Los migrantes como ella aguardan con temor no solo por las promesas de Donald Trump de acabar con CBP One y otros permisos por razones humanitarias, que han beneficiado a 1,3 millones de personas, o de emprender deportaciones masivas, sino también por los recuerdos del primer mandato de un presidente que ha ganado dos elecciones con un discurso antiinmigrantes, y que usó la crueldad como método de disuasión con políticas como la de “tolerancia cero”, por la que miles de niños fueron separados de sus padres indocumentados en la frontera. Seis años después, cientos de estas familias aún no han sido reunificadas porque el Gobierno perdió el rastro a los padres tras deportarlos, y cada vez es más difícil pensar que algún día puedan hacerlo.

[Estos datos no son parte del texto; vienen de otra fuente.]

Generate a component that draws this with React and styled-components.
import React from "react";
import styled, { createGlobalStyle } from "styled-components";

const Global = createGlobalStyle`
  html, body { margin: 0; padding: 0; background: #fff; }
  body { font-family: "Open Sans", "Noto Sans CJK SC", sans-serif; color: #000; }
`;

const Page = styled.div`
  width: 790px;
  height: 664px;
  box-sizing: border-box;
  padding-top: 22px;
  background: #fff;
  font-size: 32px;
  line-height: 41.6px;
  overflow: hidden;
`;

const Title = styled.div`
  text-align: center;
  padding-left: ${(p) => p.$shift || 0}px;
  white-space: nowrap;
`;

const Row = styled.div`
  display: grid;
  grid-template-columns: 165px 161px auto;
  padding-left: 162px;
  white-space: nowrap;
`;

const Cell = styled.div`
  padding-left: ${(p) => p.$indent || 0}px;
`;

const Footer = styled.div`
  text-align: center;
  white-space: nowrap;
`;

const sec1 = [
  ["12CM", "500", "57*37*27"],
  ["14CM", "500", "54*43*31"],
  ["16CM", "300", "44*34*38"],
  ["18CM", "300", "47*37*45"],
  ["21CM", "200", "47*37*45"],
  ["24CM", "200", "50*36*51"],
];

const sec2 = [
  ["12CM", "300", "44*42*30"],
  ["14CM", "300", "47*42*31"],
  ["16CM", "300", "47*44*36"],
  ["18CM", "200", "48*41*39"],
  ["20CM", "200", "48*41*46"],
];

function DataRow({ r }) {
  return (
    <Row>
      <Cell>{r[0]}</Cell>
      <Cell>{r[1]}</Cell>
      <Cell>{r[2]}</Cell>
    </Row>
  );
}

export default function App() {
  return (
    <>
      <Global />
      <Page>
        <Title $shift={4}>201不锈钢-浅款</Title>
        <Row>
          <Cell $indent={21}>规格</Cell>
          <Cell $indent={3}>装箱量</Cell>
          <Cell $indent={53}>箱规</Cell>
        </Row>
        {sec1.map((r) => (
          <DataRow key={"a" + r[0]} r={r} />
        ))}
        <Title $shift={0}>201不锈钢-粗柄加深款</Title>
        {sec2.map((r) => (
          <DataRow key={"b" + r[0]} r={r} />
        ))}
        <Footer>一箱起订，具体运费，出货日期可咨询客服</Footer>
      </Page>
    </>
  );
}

Por eso, Damarys sueña con conseguir una cita antes de enero con la que pasar legalmente y pedir un permiso de trabajo. “Si no, vamos a estar muy intranquilos porque no sabemos qué va a pasar con nosotros si nos agarra migración de los Estados Unidos, ¿qué va a pasar con la niña?”, se pregunta. “Nos la pueden quitar porque escucho que eso lo hizo Trump en el pasado”. Mientras los migrantes especulan con lo que pasará una vez que el republicano regrese a la Casa Blanca, las organizaciones que los asisten tratan de tomar fuerzas ante la promesa de deportaciones masivas, pero también ante un posible aumento del flujo de personas antes del 20 de enero o por la implementación de nuevas restricciones que traigan una nueva crisis a la frontera.

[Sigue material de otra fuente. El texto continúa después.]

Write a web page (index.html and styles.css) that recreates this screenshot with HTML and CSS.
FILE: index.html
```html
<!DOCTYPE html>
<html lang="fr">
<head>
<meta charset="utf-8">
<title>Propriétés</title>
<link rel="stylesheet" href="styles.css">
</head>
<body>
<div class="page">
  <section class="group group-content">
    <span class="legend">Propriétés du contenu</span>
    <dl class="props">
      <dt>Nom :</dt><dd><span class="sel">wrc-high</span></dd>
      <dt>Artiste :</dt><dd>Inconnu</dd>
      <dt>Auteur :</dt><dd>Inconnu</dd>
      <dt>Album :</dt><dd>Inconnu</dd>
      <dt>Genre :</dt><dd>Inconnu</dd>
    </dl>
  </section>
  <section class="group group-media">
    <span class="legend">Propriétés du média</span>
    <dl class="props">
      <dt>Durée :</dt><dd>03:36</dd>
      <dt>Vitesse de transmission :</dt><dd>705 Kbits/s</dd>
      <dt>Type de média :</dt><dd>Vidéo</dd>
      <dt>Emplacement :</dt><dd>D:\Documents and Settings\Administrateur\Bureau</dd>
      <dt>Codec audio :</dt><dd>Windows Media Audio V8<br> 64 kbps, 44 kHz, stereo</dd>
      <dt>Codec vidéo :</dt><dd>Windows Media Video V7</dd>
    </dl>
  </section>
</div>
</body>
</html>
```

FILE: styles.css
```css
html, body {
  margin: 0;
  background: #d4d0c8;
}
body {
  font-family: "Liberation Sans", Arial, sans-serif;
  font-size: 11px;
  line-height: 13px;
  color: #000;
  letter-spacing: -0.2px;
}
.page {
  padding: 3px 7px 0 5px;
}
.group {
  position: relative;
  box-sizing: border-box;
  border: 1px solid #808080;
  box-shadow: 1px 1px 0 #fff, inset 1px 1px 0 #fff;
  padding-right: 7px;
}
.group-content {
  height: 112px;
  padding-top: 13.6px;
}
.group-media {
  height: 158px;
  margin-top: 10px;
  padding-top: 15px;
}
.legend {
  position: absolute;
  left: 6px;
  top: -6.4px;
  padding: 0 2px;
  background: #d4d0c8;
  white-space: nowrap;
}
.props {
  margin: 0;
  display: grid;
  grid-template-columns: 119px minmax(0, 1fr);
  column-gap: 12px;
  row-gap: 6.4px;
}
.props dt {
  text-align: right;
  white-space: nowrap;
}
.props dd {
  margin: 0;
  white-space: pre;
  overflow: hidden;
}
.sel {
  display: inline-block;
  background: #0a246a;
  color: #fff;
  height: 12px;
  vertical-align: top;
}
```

Un laboratorio para “externalizar fronteras”
“Estamos claras que va a ser un una época difícil. En la frontera estamos acostumbradas a vivir en esta situación de emergencia, sobre todo en los últimos cinco años”, reconoce Blanca Navarrete, directora de la organización Derechos Humanos Integrales en Acción (DHIA). Esta mujer de 43 años que lleva más de media vida dedicada a los migrantes en Ciudad Juárez hace un recuento de los episodios que han desbordado la capacidad de atención de este municipio separado de la ciudad texana de El Paso por el Río Bravo, y un muro cada vez más extenso y con más alambres de púas.

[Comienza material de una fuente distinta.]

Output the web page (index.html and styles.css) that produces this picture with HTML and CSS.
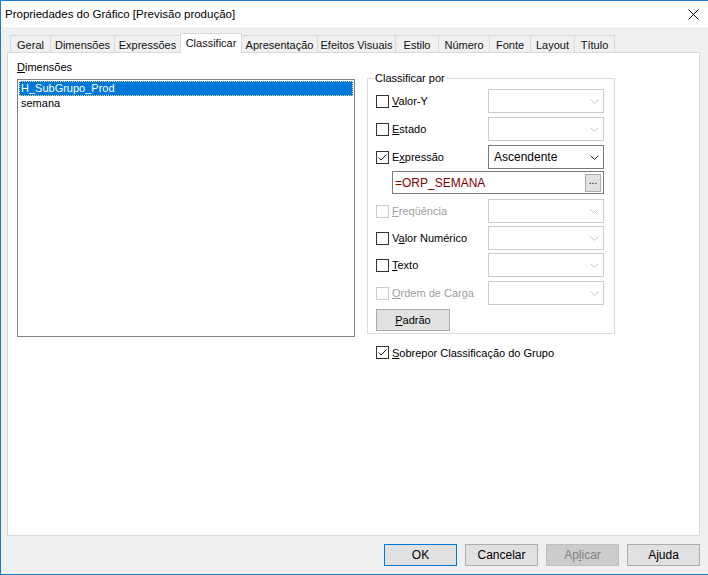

Primero, recuerda Navarrete, fueron las caravanas de migrantes que congregaban a miles de personas en busca de protección en su camino al norte. Luego vinieron los Protocolos de Protección de Migrantes, por los que Trump mandó a México a más de 71.000 personas a esperar su turno para pedir asilo, y por los que se formaron enormes campamentos de refugiados en la línea fronteriza. Con la pandemia llegó el Título 42, por el que el republicano cerró la frontera invocando motivos de salud pública. Y también tuvieron que atender a miles de migrantes confundidos que Washington enviaba en los llamados “vuelos laterales”, devoluciones en caliente de quienes habían ingresado ilegalmente a Estados Unidos por otros puntos de la frontera.